IT’S FUNDAMENTAL…NUMBER OF OCCURRENCES IN CONSTRUCTION DEFECT CLAIMS

Given the nature of latent, progressive, and cumulative injury or damage, and in the context of the definition of occurrence, it can be quite challenging to determine how many occurrences you are dealing with in a construction defect claim, providing a lot of fertile ground for controversy.  This is important because the limits of liability and deductibles or self-insured retentions are impacted by the number of occurrences. In addition, more than one occurrence can complicate an already-challenging allocation scheme (among the carriers and potentially the insured with respect to defense cost and indemnity sharing).

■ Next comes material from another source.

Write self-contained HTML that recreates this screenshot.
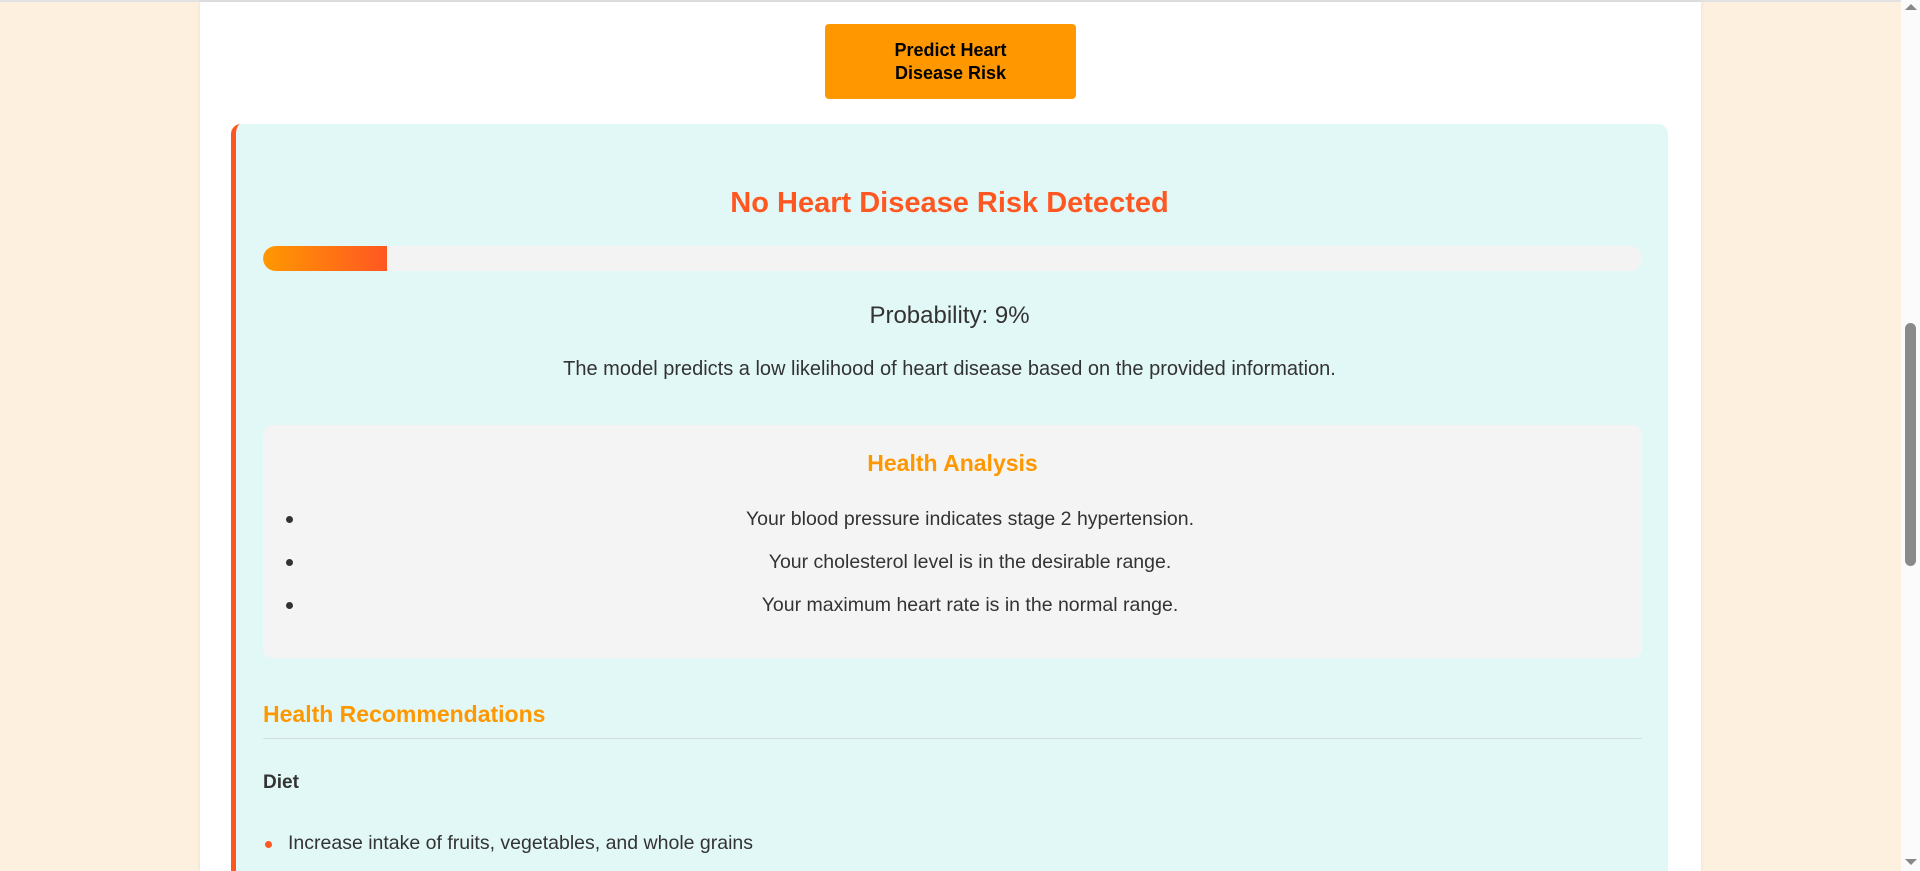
<!DOCTYPE html>
<html><head><meta charset="utf-8"><style>
*{margin:0;padding:0;box-sizing:border-box}
html,body{width:1920px;height:871px;overflow:hidden;background:#fdf0df;font-family:"Liberation Sans",sans-serif;color:#333}
#w{position:relative;width:1920px;height:871px;overflow:hidden}
.top{position:absolute;left:0;top:0;width:1901px;height:2px;background:#e2e2e2}
.card{position:absolute;left:200px;top:2px;width:1501px;height:869px;background:#fff;box-shadow:0 0 4px rgba(0,0,0,.08)}
.btn{position:absolute;left:825px;top:24px;width:251px;height:75px;background:#ff9800;border-radius:4px;color:#000;font-weight:bold;font-size:18px;line-height:23px;text-align:center;padding-top:15px}
.res{position:absolute;left:231px;top:124px;width:1437px;height:747px;background:#e2f8f6;border-left:5px solid #ff5722;border-radius:10px 10px 0 0}
.abs{position:absolute}
h2{position:absolute;left:231px;width:1437px;top:187px;text-align:center;color:#ff5722;font-size:29px}
.bar{left:263px;top:246px;width:1379px;height:25px;background:#f3f3f3;border-radius:13px;overflow:hidden}
.fill{position:absolute;left:0;top:0;width:124px;height:25px;background:linear-gradient(90deg,#ff9800,#ff5722);border-radius:13px 0 0 13px}
.c{left:231px;width:1437px;text-align:center}
.an{left:263px;top:425px;width:1379px;height:233px;background:#f4f4f4;border-radius:10px}
.dot{width:7px;height:7px;border-radius:50%;background:#333}
.li{left:300px;width:1340px;text-align:center;font-size:19.5px}
</style></head><body><div id="w">
<div class="top"></div>
<div class="card"></div>
<div class="btn">Predict Heart<br>Disease Risk</div>
<div class="res"></div>
<h2>No Heart Disease Risk Detected</h2>
<div class="abs bar"><div class="fill"></div></div>
<div class="abs c" style="top:302px;font-size:24px">Probability: 9%</div>
<div class="abs c" style="top:358px;font-size:20px">The model predicts a low likelihood of heart disease based on the provided information.</div>
<div class="abs an"></div>
<div class="abs" style="left:263px;width:1379px;top:450px;text-align:center;color:#ff9800;font-weight:bold;font-size:23px">Health Analysis</div>
<div class="abs dot" style="left:286px;top:516px"></div>
<div class="abs dot" style="left:286px;top:559px"></div>
<div class="abs dot" style="left:286px;top:602px"></div>
<div class="abs li" style="top:508px">Your blood pressure indicates stage 2 hypertension.</div>
<div class="abs li" style="top:551px">Your cholesterol level is in the desirable range.</div>
<div class="abs li" style="top:594px">Your maximum heart rate is in the normal range.</div>
<div class="abs" style="left:263px;top:701px;color:#ff9800;font-weight:bold;font-size:23px">Health Recommendations</div>
<div class="abs" style="left:263px;top:738px;width:1379px;height:1px;background:#d6dfe0"></div>
<div class="abs" style="left:263px;top:772px;font-weight:bold;font-size:19px">Diet</div>
<div class="abs" style="left:265px;top:841px;width:7px;height:7px;border-radius:50%;background:#ff5722"></div>
<div class="abs" style="left:288px;top:832px;font-size:19.5px">Increase intake of fruits, vegetables, and whole grains</div>
<div class="abs" style="left:1901px;top:0;width:19px;height:871px;background:#fbfbfb"></div>
<div class="abs" style="left:1905px;top:4px;width:0;height:0;border-left:6px solid transparent;border-right:6px solid transparent;border-bottom:6px solid #888"></div>
<div class="abs" style="left:1905px;top:859px;width:0;height:0;border-left:6px solid transparent;border-right:6px solid transparent;border-top:6px solid #888"></div>
<div class="abs" style="left:1905px;top:323px;width:11px;height:243px;border-radius:6px;background:#8a8a8a"></div>
</div></body></html>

The “cause and effect” paradigm is useful, and, in fact, forms the basis of case law to determine how many occurrences there are in a construction defect claim.   But it must be applied with flexibility given the variety of fact situations in construction defect claims.  

The “cause test” determines the number of occurrences by focusing on the specific cause of property damage, and not on the number of effects of the cause.  A defective roof that is leaking, for example, can cause damage to attic insulation and personal property.  Using the “cause test”, there is one occurrence.  On the other hand, the “effects test” bases the number of occurrences on the number of effects.  In our example, the damaged insulation and personal property may constitute two occurrences.

Most jurisdictions look to the cause to determine number of occurrences but what constitutes a particular cause is highly fact-specific and not without controversy, the controversy existing generally in the application of the definition of occurrence to the underlying facts. (“Cause” can mean a couple of things.  The physical cause, or cause-in-fact, with a nearness, or not, in time or space to its effect, is distinguished from the legal or proximate cause.)

In the CGL policy, “occurrence” is defined as, “…an accident, including continuous or repeated exposure to substantially the same general harmful conditions.”  Some issues to consider:

  • Are the effects, e.g. property damage, the result of the same or substantially the same conditions?
  • Is the exposure of the property to these conditions repeated or continuous, and not unbroken by an intervening cause or causes?
  • Are the exposures, while substantially similar, separated by time or distance to such an extent that to conclude that there is one occurrence pushes the envelope of reason?
  • How many trades are potentially implicated as causes?
  • Doesn’t the determination of number of occurrences for insurance purposes depend on whose insurance you are evaluating, e.g. number of occurrences as to the general contractor whose scope of work is broad as opposed to a subcontractor whose scope his narrow?
  • Nature of the defect and legal theory, e.g. a product defect in windows throughout the development versus various different installation defects throughout the development.

Furthermore, there is a result-oriented consideration, the result being maximizing coverage where the claims are numerous and the damages are within the deductible, if applied on an effect basis.  Finding one occurrence with just one deductible would be advantageous to the insured.